4. Next you must Choose the Best Possible Solution. The group must form a consensus as to a final solution that combines the best elements of each member’s design.
5. After finalizing your design, you must Construct a Prototype —you need to build it. New problems may come to light (“it keeps falling over”, “the wires are in the way”…) These problems need new design solutions. Keep careful notes and diagrams of changes.
6. Once you have a working prototype, you may bring it up to the testing area and
Test and Evaluate the Solution.
Again, new problems may occur. (“The fence is too high”, “The electromagnet is not strong enough”…) You may have to go back to step 3 several times.
7. It is finally time to make sure that you get
credit for your design. In order to do this, you
must Communicate the Solution. This will require a final labeled diagram.
Electromagnets Name____________________ Class _______
These are the experiments you as a group need to complete in school before you can start on your final project. Have a classmate put his/her initials on the line after they have seen you successfully complete the experiment and than color in the O.
Unwrap 2 lengths of red enamel magnet wire, one about20 ft. long, and one 3 ft. long. Be very careful not to get your long wire tangled up! Carefully sand all of the enamel off of the last inch of both ends of each wire. You are going to make two magnets, one with each wire.
Very Important:
1. Be sure to always wrap in the same direction (clockwise or anti-clockwise).
2. Wrap neatly and tightly for the best results.

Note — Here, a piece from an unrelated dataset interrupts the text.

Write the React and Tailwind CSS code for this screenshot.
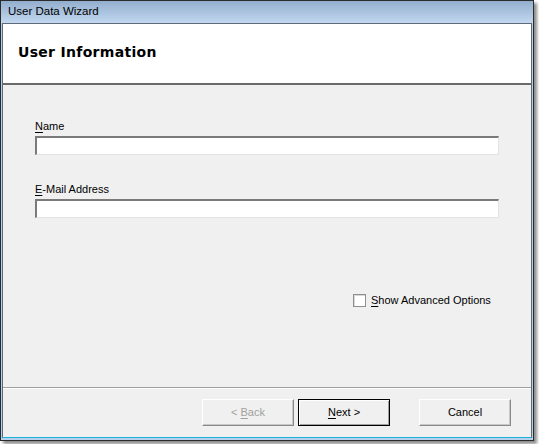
import React, { useState } from "react";

const ui = { fontFamily: '"Liberation Sans", Arial, sans-serif' };

const Mnemonic = ({ k, rest }) => (
  <>
    <span className="underline underline-offset-2">{k}</span>
    {rest}
  </>
);

const Field = ({ label, value, onChange }) => (
  <div className="flex flex-col">
    <label className="text-[11px] leading-[14px] text-black mb-[3px]">{label}</label>
    <input
      value={value}
      onChange={onChange}
      className="h-[19px] w-[464px] bg-white outline-none border-t-2 border-l-2 border-b border-r border-t-[#7a7a7a] border-l-[#7a7a7a] border-b-[#e3e3e3] border-r-[#e3e3e3] text-[11px] px-1"
    />
  </div>
);

const WizardButton = ({ children, disabled, isDefault }) => (
  <button
    disabled={disabled}
    className={
      "h-[27px] w-[92px] text-[11px] bg-[#f0f0f0] flex items-center justify-center " +
      (isDefault
        ? "border border-black shadow-[inset_1px_1px_0_#fff,inset_-1px_-1px_0_#a0a0a0]"
        : "border border-t-white border-l-white border-b-[#8a8a8a] border-r-[#8a8a8a] shadow-[inset_-1px_-1px_0_#c8c8c8]") +
      (disabled ? " text-[#a0a0a0]" : " text-black")
    }
  >
    {children}
  </button>
);

export default function App() {
  const [name, setName] = useState("");
  const [email, setEmail] = useState("");
  const [advanced, setAdvanced] = useState(false);

  return (
    <div className="w-[539px] h-[444px] bg-white" style={ui}>
      <div className="w-[534px] h-[441px] border border-[#2b2b2b] bg-[#b6d0ec] shadow-[3px_3px_3px_rgba(0,0,0,0.45)] flex flex-col">
        {/* caption */}
        <div className="h-[22px] shrink-0 bg-gradient-to-b from-[#93aecd] to-[#c2d8f0] flex items-center pl-[7px] text-[11.5px] text-black">
          User Data Wizard
        </div>

        {/* client area */}
        <div className="flex-1 flex flex-col mx-[1px] mb-[2px] border border-[#5e6a78] bg-[#f0f0f0] border-b-[#1ab0d8]">
          <div className="h-[61px] shrink-0 bg-white border-b-2 border-b-[#6a6a6a] flex items-center pl-[15px] pb-[3px]">
            <h1 className="text-[14px] font-bold text-black tracking-[0.3px]" style={{ fontFamily: '"DejaVu Sans", sans-serif' }}>
              User Information
            </h1>
          </div>

          <div className="flex-1 flex flex-col pl-[32px] pt-[34px]">
            <Field label={<Mnemonic k="N" rest="ame" />} value={name} onChange={(e) => setName(e.target.value)} />
            <div className="h-[27px]" />
            <Field label={<Mnemonic k="E" rest="-Mail Address" />} value={email} onChange={(e) => setEmail(e.target.value)} />

            <label className="flex items-center gap-[5px] ml-[318px] mt-[74px] text-[11px] text-black">
              <span
                onClick={() => setAdvanced(!advanced)}
                className="w-[13px] h-[13px] bg-white border border-[#8f8f8f] shadow-[inset_1px_1px_0_#d8d8d8] flex items-center justify-center text-[10px] leading-none"
              >
                {advanced ? "✓" : ""}
              </span>
              <span>
                <Mnemonic k="S" rest="how Advanced Options" />
              </span>
            </label>
          </div>

          <div className="h-[2px] shrink-0 border-t border-t-[#a0a0a0] border-b border-b-white" />

          <div className="h-[48px] shrink-0 flex items-start pt-[10px] pl-[199px] gap-[4px]">
            <WizardButton disabled>
              &lt;&nbsp;<Mnemonic k="B" rest="ack" />
            </WizardButton>
            <WizardButton isDefault>
              <Mnemonic k="N" rest="ext" />&nbsp;&gt;
            </WizardButton>
            <div className="w-[21px]" />
            <WizardButton>Cancel</WizardButton>
          </div>
        </div>
      </div>
    </div>
  );
}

___O wrap the short wire around an iron nail and attach to a 1.5 V battery and a switch. How many paper clips can you pick up? ___
___O wrap the long wire around an iron nail and attach to a 1.5 V battery and a switch. Leave two feet of wire unwrapped on each end. How many paper clips can you pick up? ___
Notes:
___O Increase the voltage to 3.0
Notes:
___O increase the voltage to 9.0
Notes:
___O Sketch a diagram of your Final Project.